15.3.14

Analgésico

Enquanto nossas carnes se chocam com alguma ternura, sinto sua perna direita tremer uma vez.

Puxo teu cabelo e com a outra mão aperto tua bunda, que agora me é o horizonte.

Com o nariz apontando pra cima, você deixa escapar um gemido abafado. Nunca estive tão dentro de você.

Teu cheiro doce flutua no ar.

Vejo a nuca e uma longa gota de suor escorre por ela.

O Sol invade pela janela e a luz gruda no teu corpo.

De leve, com a ponta dos dedos, percorro a cordilheira que é sua coluna.

Com uma caneta que não existe, ligo com retas todas as pintas das suas costas.

A gente se consome num silêncio acalentador. Não existe a necessidade pro afago dito. Nossos sexos nos bastam.

O relógio pregado na parede. Os ponteiros no chão. Outro gemido. Agora mais alto, mais de dentro.

Enquanto te preencho, o vazio no meu peito também se enche.

Aquela minha dor não existe mais. Você é meu analgésico.

Num gozo sem anestesia, despenco sedado na cama.

Você ri, louca.

E monta no meu pau, ainda duro. Te sinto quente e mais toda aquela umidade.

Gosto de sentir cada um dos teus joelhos apertando minhas costelas trincadas.

Está na hora de outra dose. Você me cuida com zelo e dedicação.


Você é minha médica. Minha cura e minha doença.

E toda essa vida?

Que acontece meio morta, dentro das casas.

A foda abafada. No quarto do lado. Pro marido não perceber.
A punheta sofrida. No banheiro frio. Pelos e gotas de mijo por todo canto.

Sangue na rua. O asfalto ferve.

A água quente saindo da torneira fria. O videogame ligado, a criança sorrindo. Ela perdeu tão pouco ainda.

E as brigas. As brigas. As brigas.
O murro na parede. O roxo nas falanges.
Ela trancada no quarto. Ela trancada no banheiro. Ela chorando no banheiro. Ela se fodendo no banheiro.

O cachorro monta a cadela no cio. Os dois com a língua pra fora. A casinha dele é de plástico, cinza. O guardinha, ao fundo, ajeita o saco na cueca. A grama já não cresce direito. É terra e poeira no ar.

A TV ligada e a gente esquece quem é. A gente esquece o que tinha pra falar. A gente esquece que tinha que trepar. A gente esquece que tinha que viver.
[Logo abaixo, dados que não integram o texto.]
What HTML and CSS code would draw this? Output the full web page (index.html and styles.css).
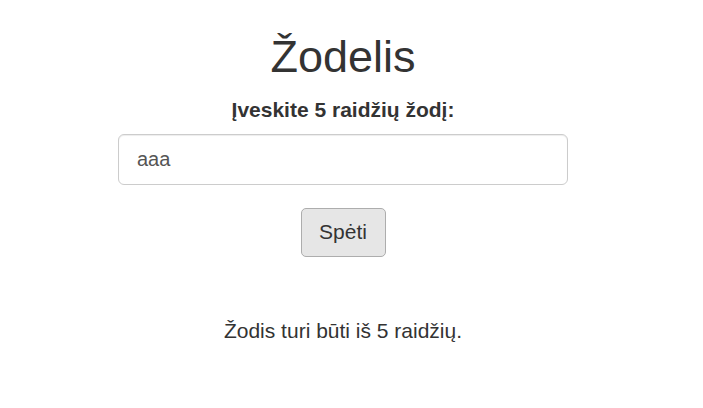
FILE: index.html
```html
<!DOCTYPE html>
<html lang="lt">
<head>
<meta charset="utf-8">
<title>Žodelis</title>
<link rel="stylesheet" href="styles.css">
</head>
<body>
<main class="app">
  <h1 class="title">Žodelis</h1>
  <form class="guess-form">
    <label class="guess-label" for="word">Įveskite 5 raidžių žodį:</label>
    <input class="guess-input" id="word" type="text" value="aaa">
    <button class="guess-btn" type="button">Spėti</button>
  </form>
  <p class="message">Žodis turi būti iš 5 raidžių.</p>
</main>
</body>
</html>
```
FILE: styles.css
```css
html, body {
  margin: 0;
  padding: 0;
  background: #fff;
}
body {
  font-family: "Liberation Sans", Arial, sans-serif;
  color: #333;
}
.app {
  width: 686px;
  display: flex;
  flex-direction: column;
  align-items: center;
  text-align: center;
}
.title {
  font-size: 45px;
  font-weight: normal;
  line-height: 1.1;
  margin: 32px 0 0;
}
.guess-form {
  display: flex;
  flex-direction: column;
  align-items: center;
}
.guess-label {
  font-size: 21px;
  font-weight: bold;
  line-height: 1.4;
  margin-top: 13px;
}
.guess-input {
  box-sizing: border-box;
  width: 450px;
  height: 51px;
  margin-top: 10px;
  padding: 0 18px;
  border: 1px solid #ccc;
  border-radius: 6px;
  font-family: inherit;
  font-size: 20px;
  color: #555;
  box-shadow: inset 0 1px 1px rgba(0,0,0,.075);
  outline: none;
}
.guess-btn {
  box-sizing: border-box;
  margin-top: 23px;
  width: 85px;
  height: 49px;
  padding: 0;
  background: #e6e6e6;
  border: 1px solid #adadad;
  border-radius: 5px;
  font-family: inherit;
  font-size: 21px;
  color: #333;
}
.message {
  font-size: 21px;
  margin: 59px 0 0;
  line-height: 1.4;
}
```
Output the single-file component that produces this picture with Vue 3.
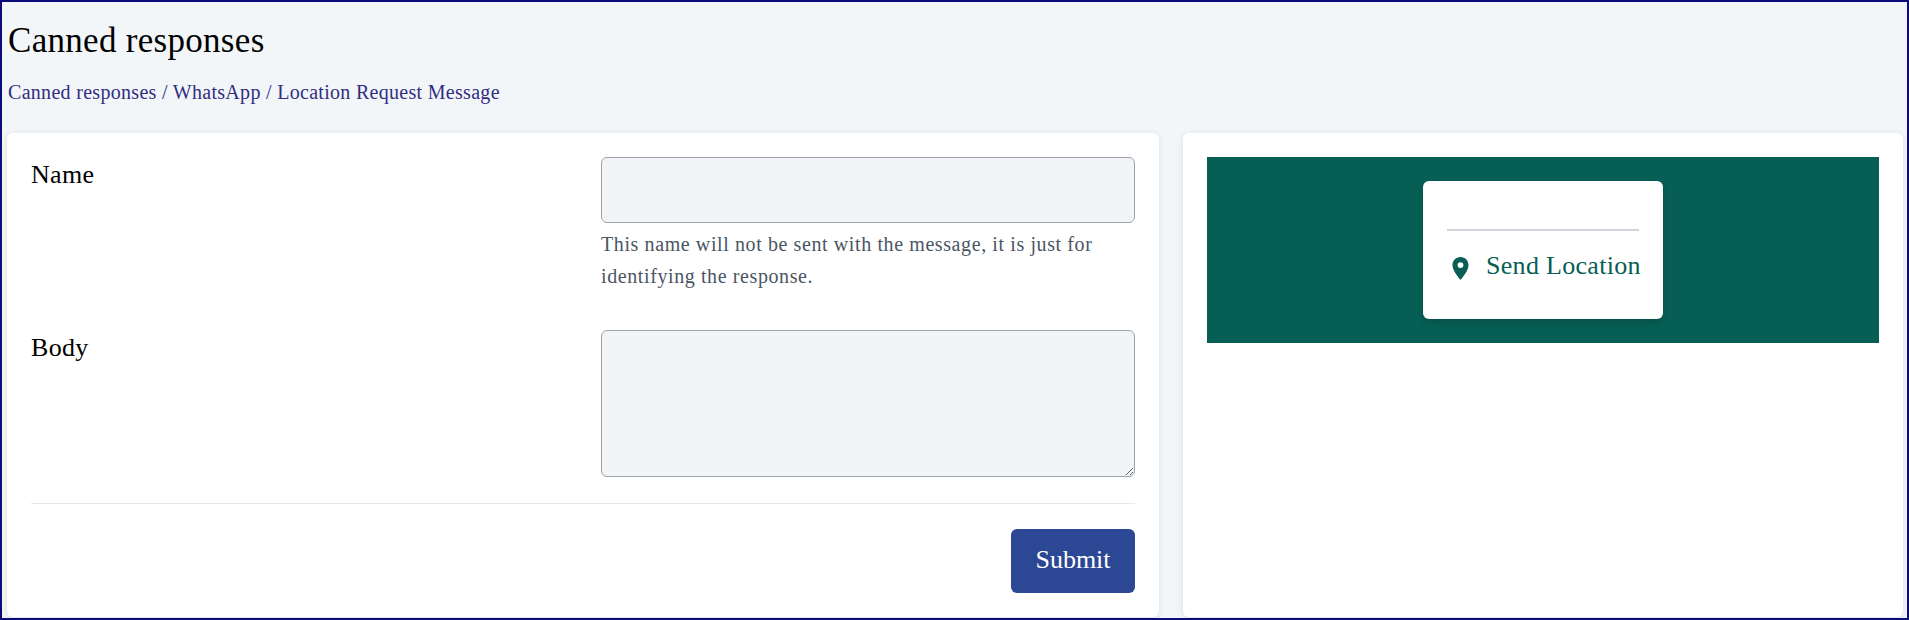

Dentro do carro, a mão dentro do sutiã. O seio tem aquela textura mais macia de pele. A mão dentro da calcinha. E os dois dedos mais sortudos. Pau duro e o jeans fica apertado. Quem passa por eles, inveja.

No armário, não tem comida. Na geladeira, não tem bebida. Não tem mais nada.

O sol a pino. O corredor desliza no piche preto. A camiseta molhada grudada no corpo. O rosto vermelho e grande.

A louça na pia fede. O gato fede. O tapete fede. A água fede.


Uma parede de som e cheiro. Eu atravesso. E tem toda essa vida aqui fora.